Em se tratando o investidor anjo de Pessoa Jurídica optante pelo lucro presumido, lucro real ou lucro arbitrado, o ganho apurado pela diferença positiva entre o valor de alienação e o valor do aporte comporá receita da empresa, estando sujeito à incidência do IRPJ e CSLL.
Cumpre salientar, ainda, que, para fins de enquadramento da sociedade como microempresa ou empresa de pequeno porte, o valor do capital aportado pelo Investidor Anjo não será computado como receitas da sociedade.
Diante disso, é possível constatar que a tributação dos rendimentos auferidos pelo Investidor Anjo, prevista na IN nº 1.719/2017 da Receita Federal do Brasil, não traz qualquer vantagem ao investidor.
Conforme determina a Constituição Federal, caberá à Lei Complementar definir “tratamento diferenciado e favorecido para as microempresas (ME) e para as empresas de pequeno porte (EPP)” (CF, art. 146, III, d), de modo a “incentivá-las pela simplificação de suas obrigações administrativas, tributárias, previdenciárias e creditícias, ou pela eliminação ou redução destas por meio de lei” (CF, art. 179), em observância ao “tratamento diferenciado para as empresas de pequeno porte” (CF, art. 170, IX) e à “livre concorrência” (CF, art. 170, IV).
A Lei Complementar nº 155/2016, por sua vez, definiu que as ME’s e as EPP’s poderiam admitir aporte de capital por investidor-anjo, a fim de “incentivar as atividades de inovação e os investimentos produtivos” (LC 155/2016, art. 61-A, caput).

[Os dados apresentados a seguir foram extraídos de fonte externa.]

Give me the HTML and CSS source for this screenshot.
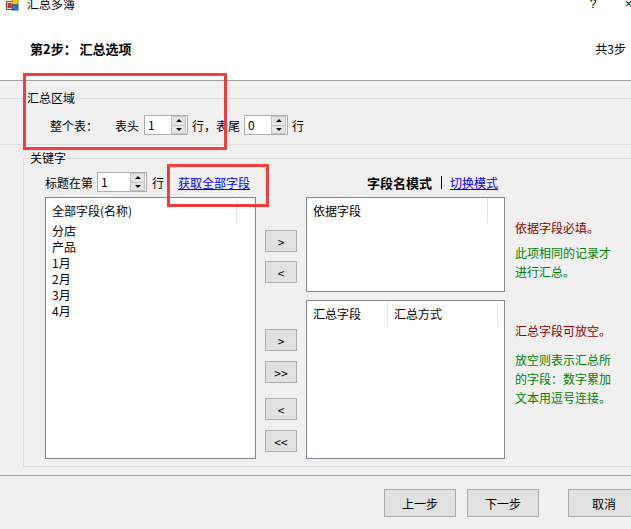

Acontece que, a IN nº 1.719/2017, ao instituir a incidência do IR sobre os rendimentos auferidos pelo Investidor Anjo, não previu qualquer vantagem ao investidor que pudesse incentivar o investimento às empresas embrionárias e startups.
Vê-se, portanto, a potencial ineficácia da norma instituída pela Fazenda Nacional em garantir um cenário mais vantajoso ao Investidor Anjo, em relação à tributação a que está sujeita o seu aporte de capital.
É a sanha arrecadatória do Estado-Fisco, que onera abusivamente o contribuinte a ponto de criar um desestímulo ao investimento em empresas embrionárias e startups em nosso país.